A automedicação entre estudantes tornou-se um segredo sabido, um silêncio compartilhado. Mas talvez o que se automedica não seja apenas o corpo: é o mal-estar de existir sob o peso de um ideal. Freud nos advertia, em O Mal-Estar na Civilização, que todo progresso cobra um preço em sofrimento. Aqui, o preço é o corpo que não pode falhar, a mente que não pode parar, promessas de foco, de vigília, de silenciar o cansaço. Há quem diga que é apenas sobrevivência, mas há algo mais nesse gesto, quase ritual.
Esses jovens aprendizes da cura tentam curar-se daquilo que os forma: a exaustão, a angústia, o medo de não saber. Sabem demais, conhecem nomes, dosagens, reações, e ainda assim algo lhes escapa. Mas o que busca aquele que engole a química do foco?
Na superfície, é o desejo de aprender; nas profundezas, o medo de não bastar.
Ao medicar-se, tenta calar o sintoma que insiste: a falta. Aquela que nenhum comprimido apazigua. A falta que é condição do desejo e também da escuta. O perigo, então, é que o fármaco ocupe o lugar da palavra, transformando o discurso médico em defesa contra o próprio inconsciente.
Como diria Freud; “o eu não é senhor em sua própria casa”, e talvez, nessa tentativa de domínio, o estudante queira justamente expulsar o incômodo do inconsciente, calar o ruído da falta que o habita.
A Ritalina, nesse cenário, funciona como metáfora do “superego moderno”: doce em sua promessa, tirânica em sua exigência. Ela sussurra: produza, permaneça desperto, não falhe. E o sujeito obedece, acreditando que pensar é um ato mecânico, esquecendo que o saber, na psicanálise, nasce do tropeço, do lapso, do erro que ensina.

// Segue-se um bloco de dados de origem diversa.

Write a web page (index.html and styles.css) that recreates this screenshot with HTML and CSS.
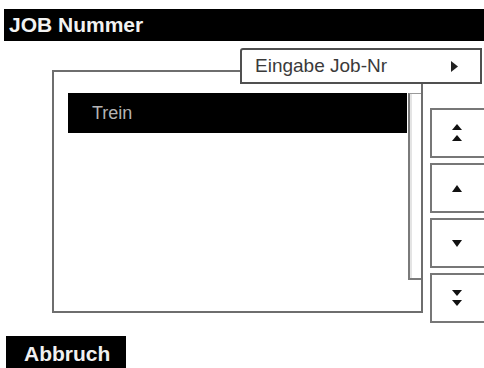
FILE: index.html
```html
<!DOCTYPE html>
<html>
<head>
<meta charset="utf-8">
<link rel="stylesheet" href="styles.css">
</head>
<body>
<div class="titlebar">JOB Nummer</div>
<div class="main">
  <div class="listbox">
    <div class="list-area">
      <div class="item selected">Trein</div>
    </div>
    <div class="scrollbar"></div>
  </div>
  <div class="nav">
    <div class="navbtn">
      <svg width="12" height="18" viewBox="0 0 12 18"><polygon points="1,6 11,6 6,0" fill="#111"/><polygon points="1,17 11,17 6,11" fill="#111"/></svg>
    </div>
    <div class="navbtn">
      <svg width="12" height="7" viewBox="0 0 12 7"><polygon points="1,7 11,7 6,0" fill="#111"/></svg>
    </div>
    <div class="navbtn">
      <svg width="12" height="7" viewBox="0 0 12 7"><polygon points="1,0 11,0 6,7" fill="#111"/></svg>
    </div>
    <div class="navbtn">
      <svg width="12" height="18" viewBox="0 0 12 18"><polygon points="1,1 11,1 6,7" fill="#111"/><polygon points="1,11 11,11 6,17" fill="#111"/></svg>
    </div>
  </div>
</div>
<div class="footer">
  <div class="cancel">Abbruch</div>
</div>
<div class="menu">
  <span class="menu-label">Eingabe Job-Nr</span>
  <svg class="menu-arrow" width="7" height="11" viewBox="0 0 7 11"><polygon points="0,0 7,5.5 0,11" fill="#222"/></svg>
</div>
</body>
</html>
```
FILE: styles.css
```css
html, body {
  margin: 0;
  padding: 0;
  width: 484px;
  height: 368px;
  overflow: hidden;
  background: #fff;
  font-family: "Liberation Sans", Arial, sans-serif;
}

.titlebar {
  margin: 9px 0 0 4px;
  height: 32px;
  background: #000;
  color: #f2f2f2;
  font-weight: bold;
  font-size: 21px;
  line-height: 32px;
  padding-left: 5px;
}

.main {
  display: flex;
  align-items: flex-start;
  margin-top: 29px;
  padding-left: 52px;
}

.listbox {
  flex-shrink: 0;
  box-sizing: border-box;
  width: 371px;
  height: 243px;
  border: 2px solid #6e6e6e;
  display: flex;
  align-items: flex-start;
}

.list-area {
  flex: 1;
  padding: 21px 1px 0 14px;
}

.item {
  height: 40px;
  line-height: 40px;
  font-size: 18px;
  padding-left: 24px;
}

.item.selected {
  background: #000;
  color: #b4b4b4;
}

.scrollbar {
  flex-shrink: 0;
  box-sizing: border-box;
  width: 13px;
  height: 187px;
  margin-top: 21px;
  border-left: 2px solid #7a7a7a;
  border-top: 1px solid #9a9a9a;
  border-bottom: 2px solid #7a7a7a;
  box-shadow: inset 2px 0 0 #e4e4e4;
}

.nav {
  flex-shrink: 0;
  display: flex;
  flex-direction: column;
  gap: 5px;
  margin-left: 7px;
  margin-top: 38px;
}

.navbtn {
  box-sizing: border-box;
  width: 58px;
  height: 50px;
  border: 2px solid #777;
  background: #fff;
  display: flex;
  align-items: center;
  justify-content: center;
  padding-right: 4px;
}

.footer {
  margin-top: 13px;
  padding-left: 6px;
}

.cancel {
  display: inline-block;
  width: 120px;
  height: 36px;
  box-sizing: border-box;
  background: #000;
  color: #f0f0f0;
  font-weight: bold;
  font-size: 21px;
  line-height: 36px;
  padding-left: 18px;
}

.menu {
  position: absolute;
  left: 240px;
  top: 48px;
  width: 242px;
  height: 36px;
  box-sizing: border-box;
  border: 2px solid #505050;
  border-radius: 3px 0 0 0;
  background: #fff;
  display: flex;
  align-items: center;
  padding-left: 13px;
}

.menu-label {
  flex: 1;
  font-size: 19px;
  color: #3a3a3a;
}

.menu-arrow {
  margin-right: 22px;
}
```
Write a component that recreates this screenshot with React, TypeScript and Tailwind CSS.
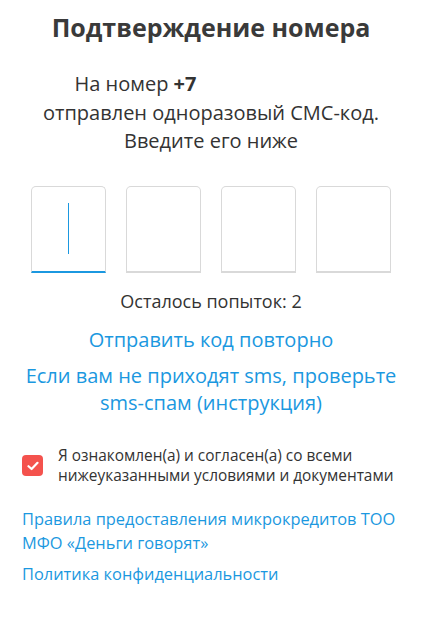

Lacan talvez diria que o estudante busca gozar do saber, fazer dele um objeto de consumo. O comprimido encarna, então, esse objeto: um pequeno fragmento de gozo que tenta preencher o vazio do desejo. Mas o desejo, como se sabe, não se satisfaz; quanto mais se tenta contê-lo, mais ele escapa, mais exige. E assim, entre madrugadas e provas, o futuro médico corre o risco de perder a dimensão do cuidado consigo mesmo.
Talvez, um dia, o estudante perceba que o verdadeiro saber não se encontra na vigília forçada, mas no ato de sonhar; esse espaço onde o pensamento se permite ser corpo, afeto e falta. A Ritalina silencia por algumas horas, mas o sujeito, esse ser dividido, logo retorna ao seu exílio essencial: aquele entre o desejo de saber e o limite de existir. E é nesse intervalo, entre o foco e o esquecimento, que a alma talvez comece, enfim, a aprender.
Talvez o gesto mais ético e mais humano fosse o de escutar o próprio corpo como se deve escutar um paciente: com tempo, com paciência, com amor. Porque, antes de prescrever, é preciso suportar o silêncio.
E é nesse intervalo entre a pílula e a palavra que talvez nasça o verdadeiro médico: aquele que se permite, enfim, ser também sujeito.
IMAGEM: Aventuras na história



Mais um texto de extremo conhecimento, sensibilidade e profundidade! Palavras que demonstram o saber! Parabéns! Brilhante!
Perfeito sua fala, menina dos meus olhos. Em toda seu texto você é presente, porque tem haver com o seu dia a dia! A cada dia você me surpreende, amei.. Bjos
Kai, seu texto é de uma sensibilidade imensa. Ele fala com uma verdade que atravessa quem já sentiu o peso de tentar ser o melhor enquanto o corpo e a mente pedem descanso. Você conseguiu colocar em palavras algo que muita gente sente, mas não consegue expressar: esse vazio que a rotina tenta preencher com café, remédio e silêncio. No trecho em que você fala da Ritalina como um “superego moderno” é genial, porque mostra o quanto a busca por foco e perfeição pode nos afastar do que há de mais essencial, que é o cuidado com nós mesmos. Ler isso é como se a gente se enxergasse por dentro, com todas as nossas tentativas de dar conta de tudo.…
Pode-se substituir a ritalina pela Khalilinda. Parabéns pela mensagem!
Parabéns pelo texto, Kai! Uma reflexão densa e poética sobre o uso da ritalina como sintoma do mal-estar contemporâneo. Resgata a importância de escutar o corpo, o limite e o inconsciente. Mostra que, ao buscar rendimento e controle, o aluno de medicina se distancia de si mesmo e do verdadeiro sentido do saber — que nasce do limite, do erro e da escuta do próprio corpo.